Zastanawiacie się czasem, czy to co piszę, to pewna kreacja, że pokazuje Wam tylko to co chcę? Myślę, że wtedy nie pisałabym Wam też o moich porażkach, błędach, zaniedbaniach i o tym, że postępy kosztuje mnie wiele, wiele czasu, że nie przychodzi mi to tak łatwo jakbym chciała. Jednak coraz częściej spotykam się z manipulacją, tworzeniem fałszywego obrazu, połączonym z jakąś dziwną nieuzasadnioną zarozumiałością.
Wyobrażenia
Ostatnio trochę tracę wiarę w ludzi, tak ogólnie, przyszła pandemia i ludzie jeszcze bardziej grają na pozorach z za ekranów swoich smartfonów, laptopów, itp. Zaczynają jeszcze bardziej żyć wyobrażeniami o osobach, które na to nie zasługują, a przecież jest tyle niesamowitych ludzi i ich wyczynach, o których się nie mówi: o przyjaciółce, która walczyła lata o ciąże i dziecko, codziennie prowadząc dziennik i obserwację swojego ciała, o ojcach, którzy codziennie zagryzają zęby, gdy słyszą o nowych furach swoich znajomych, ze świadomością, że oni zbierają pieniądze na leczenie swojego dziecka, o rodzicach, którzy codziennie walczą o każdą nową umiejętność swojego dziecka, w żmudnej terapii.
Czasem wydaje mi się, że te wyobrażenia siedzą głęboką w głowach i myślę, że nawet jakbyśmy weszli na Mont Everest, z dzieckiem w nosidełku, to więcej podziwu wzbudzi, jak ktoś powie, że lepiej wszedł by na ten szczyt. Dlatego, że żyjemy w świeci komentatorów, a nie działaczy.

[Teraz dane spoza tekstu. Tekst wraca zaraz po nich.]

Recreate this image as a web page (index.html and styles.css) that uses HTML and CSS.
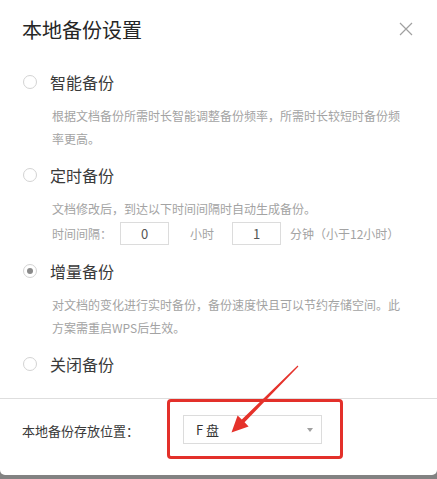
FILE: index.html
```html
<!DOCTYPE html>
<html lang="zh-CN">
<head>
<meta charset="utf-8">
<title>本地备份设置</title>
<link rel="stylesheet" href="styles.css">
</head>
<body>
<div class="dialog">
  <div class="header">
    <div class="title">本地备份设置</div>
    <svg class="close" width="14" height="14" viewBox="0 0 14 14"><path d="M1 1L13 13M13 1L1 13" stroke="#a0a0a0" stroke-width="1.2" fill="none"/></svg>
  </div>
  <div class="options">
    <div class="option">
      <div class="opt-row"><span class="radio"></span><span class="opt-label">智能备份</span></div>
      <div class="desc">根据文档备份所需时长智能调整备份频率，所需时长较短时备份频率更高。</div>
    </div>
    <div class="option">
      <div class="opt-row"><span class="radio"></span><span class="opt-label">定时备份</span></div>
      <div class="desc">文档修改后，到达以下时间间隔时自动生成备份。</div>
      <div class="time-row">
        <span class="time-label">时间间隔：</span>
        <span class="num">0</span>
        <span class="unit">小时</span>
        <span class="num">1</span>
        <span class="unit2">分钟（小于12小时）</span>
      </div>
    </div>
    <div class="option">
      <div class="opt-row"><span class="radio checked"></span><span class="opt-label">增量备份</span></div>
      <div class="desc">对文档的变化进行实时备份，备份速度快且可以节约存储空间。此方案需重启WPS后生效。</div>
    </div>
    <div class="option last">
      <div class="opt-row"><span class="radio"></span><span class="opt-label">关闭备份</span></div>
    </div>
  </div>
  <div class="footer">
    <span class="foot-label">本地备份存放位置：</span>
    <div class="select"><span>F 盘</span><span class="caret"></span></div>
  </div>
  <div class="highlight"></div>
  <svg class="arrow" width="437" height="479" viewBox="0 0 437 479">
    <polygon points="231.5,432.5 237.6,415.4 241.8,419.4 297.6,365.6 298.4,366.4 244.6,422.2 248.6,426.4" fill="#e5322b"/>
  </svg>
</div>
</body>
</html>
```
FILE: styles.css
```css
html, body {
  margin: 0;
  padding: 0;
}
body {
  background: #828282;
  width: 437px;
  height: 479px;
  overflow: hidden;
  font-family: "Noto Sans CJK SC", "Microsoft YaHei", sans-serif;
}
.dialog {
  position: relative;
  width: 437px;
  height: 475px;
  background: #fff;
  border-radius: 0 0 5px 5px;
  display: flex;
  flex-direction: column;
}
.header {
  height: 58px;
  display: flex;
  align-items: center;
  justify-content: space-between;
  padding: 0 24px 0 22px;
}
.title {
  font-size: 20px;
  line-height: 30px;
  color: #262626;
  margin-top: 1px;
}
.close {
  display: block;
}
.options {
  padding: 12px 0 22px 23px;
  border-bottom: 1px solid #dedede;
}
.option {
  margin-bottom: 13px;
}
.option.last {
  margin-bottom: 0;
}
.opt-row {
  display: flex;
  align-items: center;
  height: 24px;
}
.radio {
  box-sizing: border-box;
  width: 14px;
  height: 14px;
  border: 1px solid #d3d3d3;
  border-radius: 50%;
  margin-right: 13px;
  display: flex;
  align-items: center;
  justify-content: center;
}
.radio.checked::after {
  content: "";
  width: 6px;
  height: 6px;
  border-radius: 50%;
  background: #8a8a8a;
}
.opt-label {
  font-size: 16px;
  color: #3a3a3a;
  line-height: 24px;
}
.desc {
  margin: 10px 30px 0 29px;
  font-size: 12px;
  line-height: 23px;
  color: #a3a3a3;
}
.time-row {
  margin: 0 0 3px 29px;
  height: 26px;
  display: flex;
  align-items: center;
  font-size: 12px;
  color: #a3a3a3;
}
.time-label {
  width: 68px;
}
.num {
  box-sizing: border-box;
  width: 49px;
  height: 23px;
  border: 1px solid #dcdcdc;
  display: flex;
  align-items: center;
  justify-content: center;
  font-size: 13px;
  color: #555;
}
.unit {
  margin: 0 18px 0 21px;
}
.unit2 {
  margin-left: 9px;
}
.footer {
  flex: 1;
  display: flex;
  align-items: flex-start;
  padding: 16px 0 0 22px;
}
.foot-label {
  font-size: 13px;
  line-height: 29px;
  color: #3a3a3a;
  margin-right: 44px;
  margin-top: 1px;
}
.select {
  box-sizing: border-box;
  width: 139px;
  height: 29px;
  border: 1px solid #dcdcdc;
  display: flex;
  align-items: center;
  justify-content: space-between;
  padding: 0 8px 0 12px;
  font-size: 13px;
  color: #333;
}
.caret {
  width: 0;
  height: 0;
  border-left: 3.5px solid transparent;
  border-right: 3.5px solid transparent;
  border-top: 4px solid #a0a0a0;
}
.highlight {
  position: absolute;
  left: 167px;
  top: 399px;
  width: 176px;
  height: 60px;
  box-sizing: border-box;
  border: 3px solid #e3302a;
  border-radius: 4px;
}
.arrow {
  position: absolute;
  left: 0;
  top: 0;
  pointer-events: none;
}
```
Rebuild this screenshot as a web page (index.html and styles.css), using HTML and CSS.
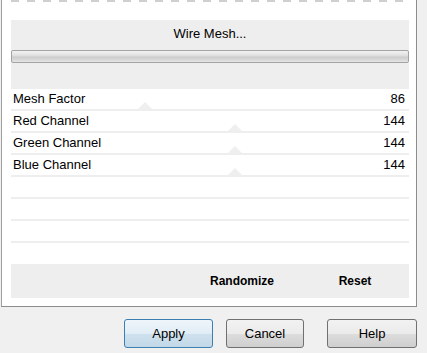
FILE: index.html
```html
<!DOCTYPE html>
<html lang="en">
<head>
    <meta charset="UTF-8">
    <title>Wire Mesh</title>
    <link rel="stylesheet" href="styles.css">
</head>
<body>
    <div class="panel">
        <div class="dashes"></div>
        <div class="header">
            <div class="title">Wire Mesh...</div>
            <div class="slider"></div>
        </div>
        <div class="rows">
            <div class="row"><span>Mesh Factor</span><span>86</span><i class="thumb thumb-mesh"></i></div>
            <div class="row"><span>Red Channel</span><span>144</span><i class="thumb thumb-chan"></i></div>
            <div class="row"><span>Green Channel</span><span>144</span><i class="thumb thumb-chan"></i></div>
            <div class="row"><span>Blue Channel</span><span>144</span><i class="thumb thumb-chan"></i></div>
            <div class="row"></div>
            <div class="row"></div>
            <div class="row"></div>
        </div>
        <div class="tools">
            <span class="tool tool-random">Randomize</span>
            <span class="tool tool-reset">Reset</span>
        </div>
    </div>
    <div class="buttons">
        <button type="button" class="btn btn-apply">Apply</button>
        <button type="button" class="btn btn-cancel">Cancel</button>
        <button type="button" class="btn btn-help">Help</button>
    </div>
</body>
</html>
```

FILE: styles.css
```css
body {
    margin: 0;
    background: #f0f0f0;
    font-family: "Liberation Sans", Arial, sans-serif;
    font-size: 13px;
    color: #000;
}
.panel {
    box-sizing: border-box;
    width: 416px;
    margin-left: 1px;
    padding: 0 7px 8px 9px;
    background: #fff;
    border-left: 1px solid #a0a0a0;
    border-right: 1px solid #8c8c8c;
    border-bottom: 1px solid #8c8c8c;
}
.dashes {
    height: 2px;
    margin-bottom: 18px;
    width: 396px;
    background: repeating-linear-gradient(to right, #cfcfcf 0 8px, transparent 8px 16px);
}
.header {
    height: 69px;
    background: #eeeeee;
}
.title {
    padding-top: 6px;
    line-height: 16px;
    margin-bottom: 8px;
    text-align: center;
}
.slider {
    box-sizing: border-box;
    height: 13px;
    border: 1px solid #a3a3a3;
    border-radius: 2px;
    background: linear-gradient(#f3f3f3, #e0e0e0 40%, #cdcdcd 55%, #d8d8d8 80%, #e6e6e6);
}
.row {
    position: relative;
    display: flex;
    justify-content: space-between;
    height: 20px;
    line-height: 20px;
    padding: 0 4px 0 2px;
    border-bottom: 2px solid #eeeeee;
}
.thumb {
    position: absolute;
    bottom: 0;
    width: 0;
    height: 0;
    border-left: 7px solid transparent;
    border-right: 7px solid transparent;
    border-bottom: 7px solid #efefef;
}
.thumb-mesh {
    left: 127px;
}
.thumb-chan {
    left: 217px;
}
.tools {
    display: flex;
    height: 34px;
    margin-top: 21px;
    padding-left: 169px;
    align-items: center;
    background: #eeeeee;
    font-size: 12px;
    font-weight: bold;
}
.tool {
    text-align: center;
}
.tool-random {
    width: 124px;
}
.tool-reset {
    width: 102px;
}
.buttons {
    display: flex;
    margin-top: 12px;
    padding-left: 124px;
}
.btn {
    height: 29px;
    padding: 0;
    font-family: "Liberation Sans", Arial, sans-serif;
    font-size: 13px;
    color: #000;
    border: 1px solid #707070;
    border-radius: 3px;
    background: linear-gradient(#f2f2f2, #ebebeb 50%, #dddddd 50%, #cfcfcf);
}
.btn-apply {
    width: 89px;
    border-color: #3c7fb1;
    background: linear-gradient(#eef5fa, #e1edf6 50%, #cfe1ee 50%, #c2d8e8);
}
.btn-cancel {
    width: 78px;
    margin-left: 13px;
}
.btn-help {
    width: 90px;
    margin-left: 23px;
}
```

A skoro, ktoś coś robi, to dla nich nie jest to na rękę, więc trzeba wykreować swoje wyobrażenie. Chodzi mi o to, że coraz mniej liczy się jak ktoś coś robi, a bardziej to że ktoś mówi, że to zrobił. Dlatego często jest tak, że jak udostępniamy jakiś reportaż z naszych działań w mediach społecznościowych, to często spotykamy się z falą krytyki, zamiast podziwu.
Super-My
Codziennie dokonujemy niezwykłych rzeczy, ratujemy dzieci, przed potworami z pod łóżka, sprawiamy, że kuku na paluszku znika po jednym ojojaniu, sprawiamy, że to wszystko jakoś działa, kręci się i nie przestaje. Jesteśmy skromni, cisi i robimy swoje. Mamy refleksje o sobie, potrafimy się przyznać do błędu, wybaczyć, wziąć sprawiedliwie część winy na siebie, ale czemu jest nas tak mało?
Już samo szukanie recepty na równowagę daje poczucie szczęścia, uświadamia nam, jak mocno potrafimy żyć, intuicyjnie wiemy, co należy i kiedy odpuścić, z czego w danym momencie zrezygnować, a kiedy uprzeć się na życiowej misji. Lubię życie właśnie za nieograniczone pole do podejmowania decyzji i działań. 🙂
Ja myślę że pod tym względem moi rodzice się spisali od zawsze nauczyli mnie odpuszczać jeśli czuję że coś nie daje mi szczęścia i jednocześnie walczyć o to co mnie cieszy.
Bardzo mądre podejście. Szczęście to drobiazgi azgi.